Andreas Vitásek
39,2° - Ein Fiebermonolog
Vitásek hat wieder was zugesagt. Er soll beim Internationalen Drogenkongress einen zum Thema passenden Kurzauftritt absolvieren. Der Termin rückt immer näher und keine Idee für eine Nummer ist in Sicht. Die Familie räumt das Feld, dem kreativen Schub stünde nichts mehr im Weg, wenn da nicht diese leichten Kopfschmerzen und die erhöhte Temperatur wären.
Von Grippeviren gebeutelt durchforstet Vitásek mit detailreicher Kenntnis die Beipackzettel seiner Medikamentensammlung, vermisst die guten alten Quecksilber-Thermometer, die man noch „raufschütteln“ konnte und lässt seinem grundlegenden Misstrauen gegenüber Ärzten freien Lauf. Im fieberheißen Kopf vermischen sich die Kindheit in Favoriten mit den Anforderungen moderner Vaterschaft, verlassen die Anekdoten alle herkömmlichen Grenzen von Zeit und Raum: so schwappt ein Einbrecherduo der 1970er-Jahre über in den Kremser Supermarktüberfall oder vermischt sich Goethes Erlkönig mit den Missbrauchsfällen der Kirche. Und auch der Mops, liebster Vierbeiner von allen, kommt zu Wort.

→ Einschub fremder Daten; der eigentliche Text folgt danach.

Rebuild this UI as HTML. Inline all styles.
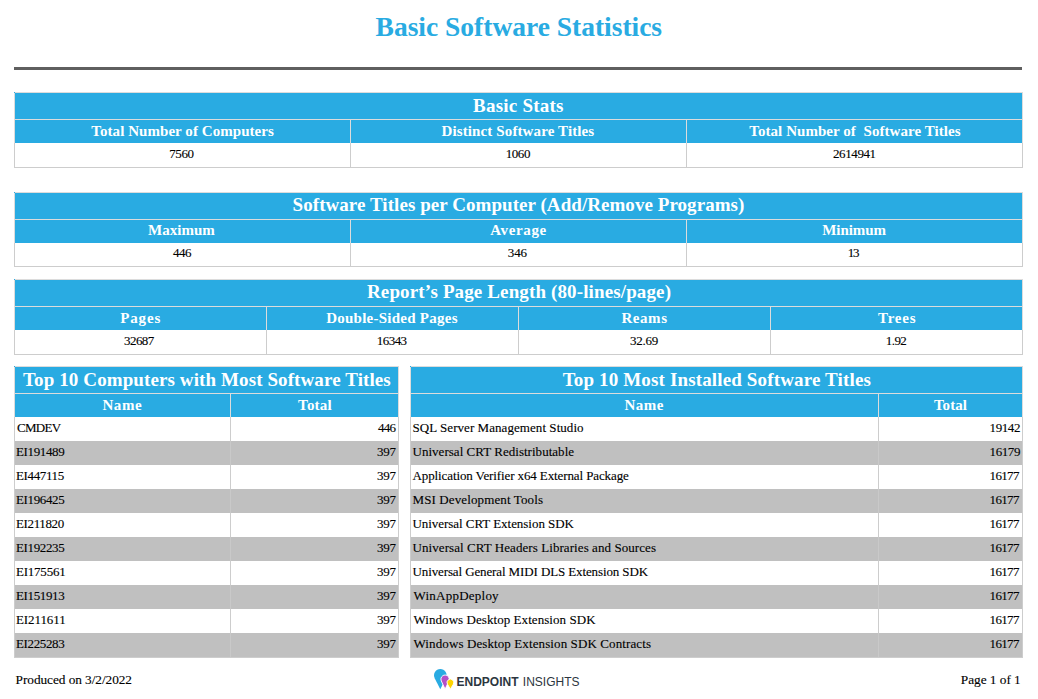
<!DOCTYPE html><html><head><meta charset="utf-8"><title>Basic Software Statistics</title><style>
html,body{margin:0;padding:0;background:#fff;width:1038px;height:699px;overflow:hidden;position:relative;font-family:"Liberation Serif",serif}
i{position:absolute;display:block}
div{position:absolute;white-space:pre;line-height:40px;height:40px}
.main{color:#29abe2} .ttl,.hdr{color:#fff} .dat,.ftr{color:#000}
.main{font-family:'Liberation Serif',serif;font-weight:bold;font-size:27.5px}
.ttl{font-family:'Liberation Serif',serif;font-weight:bold;font-size:19px}
.hdr{font-family:'Liberation Serif',serif;font-weight:bold;font-size:15px}
.dat{font-family:'Liberation Serif',serif;font-size:13px;-webkit-text-stroke:0.12px #000}
.ftr{font-family:'Liberation Serif',serif;font-size:13.33px;-webkit-text-stroke:0.12px #000}
</style></head><body>
<i style="left:14px;top:67px;width:1008px;height:3px;background:#5f5f5f"></i>
<i style="left:14px;top:92px;width:1009px;height:51px;background:#dcdcdc"></i>
<i style="left:15px;top:93px;width:1007px;height:26px;background:#29abe2"></i>
<i style="left:15px;top:120px;width:1007px;height:23px;background:#29abe2"></i>
<i style="left:14px;top:92px;width:1px;height:1px;background:#29abe2"></i>
<i style="left:14px;top:143px;width:1009px;height:25px;background:#cdcdcd"></i>
<i style="left:15px;top:143px;width:1007px;height:24px;background:#fff"></i>
<i style="left:350px;top:120px;width:1px;height:23px;background:#dcdcdc"></i>
<i style="left:350px;top:143px;width:1px;height:24px;background:#cdcdcd"></i>
<i style="left:686px;top:120px;width:1px;height:23px;background:#dcdcdc"></i>
<i style="left:686px;top:143px;width:1px;height:24px;background:#cdcdcd"></i>
<i style="left:14px;top:192px;width:1009px;height:51px;background:#dcdcdc"></i>
<i style="left:15px;top:193px;width:1007px;height:26px;background:#29abe2"></i>
<i style="left:15px;top:220px;width:1007px;height:23px;background:#29abe2"></i>
<i style="left:14px;top:192px;width:1px;height:1px;background:#29abe2"></i>
<i style="left:14px;top:243px;width:1009px;height:24px;background:#cdcdcd"></i>
<i style="left:15px;top:243px;width:1007px;height:23px;background:#fff"></i>
<i style="left:350px;top:220px;width:1px;height:23px;background:#dcdcdc"></i>
<i style="left:350px;top:243px;width:1px;height:23px;background:#cdcdcd"></i>
<i style="left:686px;top:220px;width:1px;height:23px;background:#dcdcdc"></i>
<i style="left:686px;top:243px;width:1px;height:23px;background:#cdcdcd"></i>
<i style="left:14px;top:279px;width:1009px;height:51px;background:#dcdcdc"></i>
<i style="left:15px;top:280px;width:1007px;height:26px;background:#29abe2"></i>
<i style="left:15px;top:307px;width:1007px;height:23px;background:#29abe2"></i>
<i style="left:14px;top:279px;width:1px;height:1px;background:#29abe2"></i>
<i style="left:14px;top:330px;width:1009px;height:25px;background:#cdcdcd"></i>
<i style="left:15px;top:330px;width:1007px;height:24px;background:#fff"></i>
<i style="left:266px;top:307px;width:1px;height:23px;background:#dcdcdc"></i>
<i style="left:266px;top:330px;width:1px;height:24px;background:#cdcdcd"></i>
<i style="left:518px;top:307px;width:1px;height:23px;background:#dcdcdc"></i>
<i style="left:518px;top:330px;width:1px;height:24px;background:#cdcdcd"></i>
<i style="left:770px;top:307px;width:1px;height:23px;background:#dcdcdc"></i>
<i style="left:770px;top:330px;width:1px;height:24px;background:#cdcdcd"></i>
<i style="left:14px;top:366px;width:385px;height:51px;background:#dcdcdc"></i>
<i style="left:15px;top:367px;width:383px;height:26px;background:#29abe2"></i>
<i style="left:15px;top:394px;width:383px;height:23px;background:#29abe2"></i>
<i style="left:14px;top:366px;width:1px;height:1px;background:#29abe2"></i>
<i style="left:230px;top:394px;width:1px;height:23px;background:#dcdcdc"></i>
<i style="left:14px;top:417px;width:385px;height:241px;background:#cdcdcd"></i>
<i style="left:15px;top:417px;width:383px;height:24px;background:#fff"></i>
<i style="left:230px;top:417px;width:1px;height:24px;background:#cdcdcd"></i>
<i style="left:15px;top:441px;width:383px;height:24px;background:#c0c0c0"></i>
<i style="left:230px;top:441px;width:1px;height:24px;background:#c9c9c9"></i>
<i style="left:15px;top:465px;width:383px;height:24px;background:#fff"></i>
<i style="left:230px;top:465px;width:1px;height:24px;background:#cdcdcd"></i>
<i style="left:15px;top:489px;width:383px;height:24px;background:#c0c0c0"></i>
<i style="left:230px;top:489px;width:1px;height:24px;background:#c9c9c9"></i>
<i style="left:15px;top:513px;width:383px;height:24px;background:#fff"></i>
<i style="left:230px;top:513px;width:1px;height:24px;background:#cdcdcd"></i>
<i style="left:15px;top:537px;width:383px;height:24px;background:#c0c0c0"></i>
<i style="left:230px;top:537px;width:1px;height:24px;background:#c9c9c9"></i>
<i style="left:15px;top:561px;width:383px;height:24px;background:#fff"></i>
<i style="left:230px;top:561px;width:1px;height:24px;background:#cdcdcd"></i>
<i style="left:15px;top:585px;width:383px;height:24px;background:#c0c0c0"></i>
<i style="left:230px;top:585px;width:1px;height:24px;background:#c9c9c9"></i>
<i style="left:15px;top:609px;width:383px;height:24px;background:#fff"></i>
<i style="left:230px;top:609px;width:1px;height:24px;background:#cdcdcd"></i>
<i style="left:15px;top:633px;width:383px;height:24px;background:#c0c0c0"></i>
<i style="left:230px;top:633px;width:1px;height:24px;background:#c9c9c9"></i>
<i style="left:410px;top:366px;width:613px;height:51px;background:#dcdcdc"></i>
<i style="left:411px;top:367px;width:611px;height:26px;background:#29abe2"></i>
<i style="left:411px;top:394px;width:611px;height:23px;background:#29abe2"></i>
<i style="left:410px;top:366px;width:1px;height:1px;background:#29abe2"></i>
<i style="left:878px;top:394px;width:1px;height:23px;background:#dcdcdc"></i>
<i style="left:410px;top:417px;width:613px;height:241px;background:#cdcdcd"></i>
<i style="left:411px;top:417px;width:611px;height:24px;background:#fff"></i>
<i style="left:878px;top:417px;width:1px;height:24px;background:#cdcdcd"></i>
<i style="left:411px;top:441px;width:611px;height:24px;background:#c0c0c0"></i>
<i style="left:878px;top:441px;width:1px;height:24px;background:#c9c9c9"></i>
<i style="left:411px;top:465px;width:611px;height:24px;background:#fff"></i>
<i style="left:878px;top:465px;width:1px;height:24px;background:#cdcdcd"></i>
<i style="left:411px;top:489px;width:611px;height:24px;background:#c0c0c0"></i>
<i style="left:878px;top:489px;width:1px;height:24px;background:#c9c9c9"></i>
<i style="left:411px;top:513px;width:611px;height:24px;background:#fff"></i>
<i style="left:878px;top:513px;width:1px;height:24px;background:#cdcdcd"></i>
<i style="left:411px;top:537px;width:611px;height:24px;background:#c0c0c0"></i>
<i style="left:878px;top:537px;width:1px;height:24px;background:#c9c9c9"></i>
<i style="left:411px;top:561px;width:611px;height:24px;background:#fff"></i>
<i style="left:878px;top:561px;width:1px;height:24px;background:#cdcdcd"></i>
<i style="left:411px;top:585px;width:611px;height:24px;background:#c0c0c0"></i>
<i style="left:878px;top:585px;width:1px;height:24px;background:#c9c9c9"></i>
<i style="left:411px;top:609px;width:611px;height:24px;background:#fff"></i>
<i style="left:878px;top:609px;width:1px;height:24px;background:#cdcdcd"></i>
<i style="left:411px;top:633px;width:611px;height:24px;background:#c0c0c0"></i>
<i style="left:878px;top:633px;width:1px;height:24px;background:#c9c9c9"></i>
<div class="main" style="left:375.6px;top:6.8px;letter-spacing:-0.009px">Basic Software Statistics</div>
<div class="ttl" style="left:473.1px;top:85.9px;letter-spacing:0.22px">Basic Stats</div>
<div class="hdr" style="left:91.3px;top:111px;letter-spacing:0.054px">Total Number of Computers</div>
<div class="hdr" style="left:441.5px;top:111px;letter-spacing:0.118px">Distinct Software Titles</div>
<div class="hdr" style="left:749.3px;top:111px;letter-spacing:0.051px">Total Number of  Software Titles</div>
<div class="dat" style="left:169.2px;top:134px;letter-spacing:-0.367px">7560</div>
<div class="dat" style="left:505.8px;top:134px;letter-spacing:-0.466px">1060</div>
<div class="dat" style="left:833px;top:134px;letter-spacing:-0.401px">2614941</div>
<div class="ttl" style="left:292.6px;top:184.7px;letter-spacing:0.055px">Software Titles per Computer (Add/Remove Programs)</div>
<div class="hdr" style="left:148.1px;top:210px;letter-spacing:0.017px">Maximum</div>
<div class="hdr" style="left:490.2px;top:210px;letter-spacing:0.633px">Average</div>
<div class="hdr" style="left:822.3px;top:210px;letter-spacing:-0.083px">Minimum</div>
<div class="dat" style="left:172.9px;top:232.7px;letter-spacing:-0.5px">446</div>
<div class="dat" style="left:507.7px;top:232.7px;letter-spacing:-0.05px">346</div>
<div class="dat" style="left:847.7px;top:232.7px;letter-spacing:-1.2px">13</div>
<div class="ttl" style="left:367.0px;top:271.9px;letter-spacing:0.126px">Report’s Page Length (80-lines/page)</div>
<div class="hdr" style="left:120.2px;top:298px;letter-spacing:0.875px">Pages</div>
<div class="hdr" style="left:326.2px;top:298px;letter-spacing:0.248px">Double-Sided Pages</div>
<div class="hdr" style="left:621.4px;top:298px;letter-spacing:0.575px">Reams</div>
<div class="hdr" style="left:878px;top:298px;letter-spacing:0.775px">Trees</div>
<div class="dat" style="left:124px;top:321px;letter-spacing:-0.55px">32687</div>
<div class="dat" style="left:376.8px;top:321px;letter-spacing:-0.55px">16343</div>
<div class="dat" style="left:630px;top:321px;letter-spacing:-0.25px">32.69</div>
<div class="dat" style="left:885.8px;top:321px;letter-spacing:-0.567px">1.92</div>
<div class="ttl" style="left:23.1px;top:360px;letter-spacing:0.102px">Top 10 Computers with Most Software Titles</div>
<div class="hdr" style="left:102.4px;top:384.7px;letter-spacing:0.6px">Name</div>
<div class="hdr" style="left:298.1px;top:384.7px;letter-spacing:0.175px">Total</div>
<div class="ttl" style="left:562.7px;top:360px;letter-spacing:0.149px">Top 10 Most Installed Software Titles</div>
<div class="hdr" style="left:624.4px;top:384.7px;letter-spacing:0.5px">Name</div>
<div class="hdr" style="left:933.9px;top:384.7px;letter-spacing:0.075px">Total</div>
<div class="ftr" style="left:15.6px;top:659.7px;letter-spacing:-0.068px">Produced on 3/2/2022</div>
<div class="ftr" style="left:960.8px;top:659.8px;letter-spacing:-0.04px">Page 1 of 1</div>
<div class="dat" style="left:17.0px;top:408px;letter-spacing:-0.725px">CMDEV</div>
<div class="dat" style="left:378.0px;top:408px;letter-spacing:-0.8px">446</div>
<div class="dat" style="left:16.0px;top:432px;letter-spacing:-0.372px">EI191489</div>
<div class="dat" style="left:377.0px;top:432px;letter-spacing:-0.3px">397</div>
<div class="dat" style="left:16.0px;top:456px;letter-spacing:-0.372px">EI447115</div>
<div class="dat" style="left:377.0px;top:456px;letter-spacing:-0.3px">397</div>
<div class="dat" style="left:16.0px;top:480px;letter-spacing:-0.372px">EI196425</div>
<div class="dat" style="left:377.0px;top:480px;letter-spacing:-0.3px">397</div>
<div class="dat" style="left:16.0px;top:504px;letter-spacing:-0.372px">EI211820</div>
<div class="dat" style="left:377.0px;top:504px;letter-spacing:-0.3px">397</div>
<div class="dat" style="left:16.0px;top:528px;letter-spacing:-0.372px">EI192235</div>
<div class="dat" style="left:377.0px;top:528px;letter-spacing:-0.3px">397</div>
<div class="dat" style="left:16.0px;top:552px;letter-spacing:-0.229px">EI175561</div>
<div class="dat" style="left:377.0px;top:552px;letter-spacing:-0.3px">397</div>
<div class="dat" style="left:16.0px;top:576px;letter-spacing:-0.372px">EI151913</div>
<div class="dat" style="left:377.0px;top:576px;letter-spacing:-0.3px">397</div>
<div class="dat" style="left:16.0px;top:600px;letter-spacing:-0.086px">EI211611</div>
<div class="dat" style="left:377.0px;top:600px;letter-spacing:-0.3px">397</div>
<div class="dat" style="left:16.0px;top:624px;letter-spacing:-0.372px">EI225283</div>
<div class="dat" style="left:377.0px;top:624px;letter-spacing:-0.3px">397</div>
<div class="dat" style="left:412.5px;top:408px;letter-spacing:0.056px">SQL Server Management Studio</div>
<div class="dat" style="left:989.6px;top:408px;letter-spacing:-0.425px">19142</div>
<div class="dat" style="left:412.5px;top:432px;letter-spacing:0.029px">Universal CRT Redistributable</div>
<div class="dat" style="left:989.6px;top:432px;letter-spacing:-0.425px">16179</div>
<div class="dat" style="left:412.5px;top:456px;letter-spacing:-0.109px">Application Verifier x64 External Package</div>
<div class="dat" style="left:989.6px;top:456px;letter-spacing:-0.675px">16177</div>
<div class="dat" style="left:412.5px;top:480px;letter-spacing:0.12px">MSI Development Tools</div>
<div class="dat" style="left:989.6px;top:480px;letter-spacing:-0.675px">16177</div>
<div class="dat" style="left:412.5px;top:504px;letter-spacing:-0.042px">Universal CRT Extension SDK</div>
<div class="dat" style="left:989.6px;top:504px;letter-spacing:-0.675px">16177</div>
<div class="dat" style="left:412.5px;top:528px;letter-spacing:0.071px">Universal CRT Headers Libraries and Sources</div>
<div class="dat" style="left:989.6px;top:528px;letter-spacing:-0.675px">16177</div>
<div class="dat" style="left:412.5px;top:552px;letter-spacing:-0.115px">Universal General MIDI DLS Extension SDK</div>
<div class="dat" style="left:989.6px;top:552px;letter-spacing:-0.675px">16177</div>
<div class="dat" style="left:413.5px;top:576px;letter-spacing:0.236px">WinAppDeploy</div>
<div class="dat" style="left:989.6px;top:576px;letter-spacing:-0.675px">16177</div>
<div class="dat" style="left:413.5px;top:600px;letter-spacing:0.06px">Windows Desktop Extension SDK</div>
<div class="dat" style="left:989.6px;top:600px;letter-spacing:-0.675px">16177</div>
<div class="dat" style="left:413.5px;top:624px;letter-spacing:0.105px">Windows Desktop Extension SDK Contracts</div>
<div class="dat" style="left:989.6px;top:624px;letter-spacing:-0.675px">16177</div>
<svg style="position:absolute;left:428px;top:664px" width="30" height="30" viewBox="0 0 30 30">
<path d="M12.30 25.20 L17.92 14.16 A6.30 6.30 0 1 0 6.68 14.16 Z" fill="#29abe2"/>
<path d="M17.10 25.20 L20.91 16.96 A4.20 4.20 0 1 0 13.29 16.96 Z" fill="#b44fc8" stroke="#fff" stroke-width="0.9"/>
<path d="M22.40 25.20 L25.33 20.23 A3.40 3.40 0 1 0 19.47 20.23 Z" fill="#ffd400" stroke="#fff" stroke-width="0.9"/>
</svg>
<div style="left:456.5px;top:662px;font-family:'Liberation Sans',sans-serif;font-size:12px;color:#2c3640;word-spacing:1px"><b>ENDPOINT</b> INSIGHTS</div>
</body></html>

All das meistert Vitásek mit Bravour, kommt dabei vom Hundertsten ins Tausende, biegt geschickt zurück zum Hundertsten, legt als Pirouette eine kleine Tagesaktualität ein, lächelt verschmitzt und redet weiter. Und der Tod, die kleine blasse Handpuppe, feiert Auferstehung - im Hawaii-Hemd, eben zurück aus Haiti. Denn selbst der Tod braucht hin und wieder Urlaub.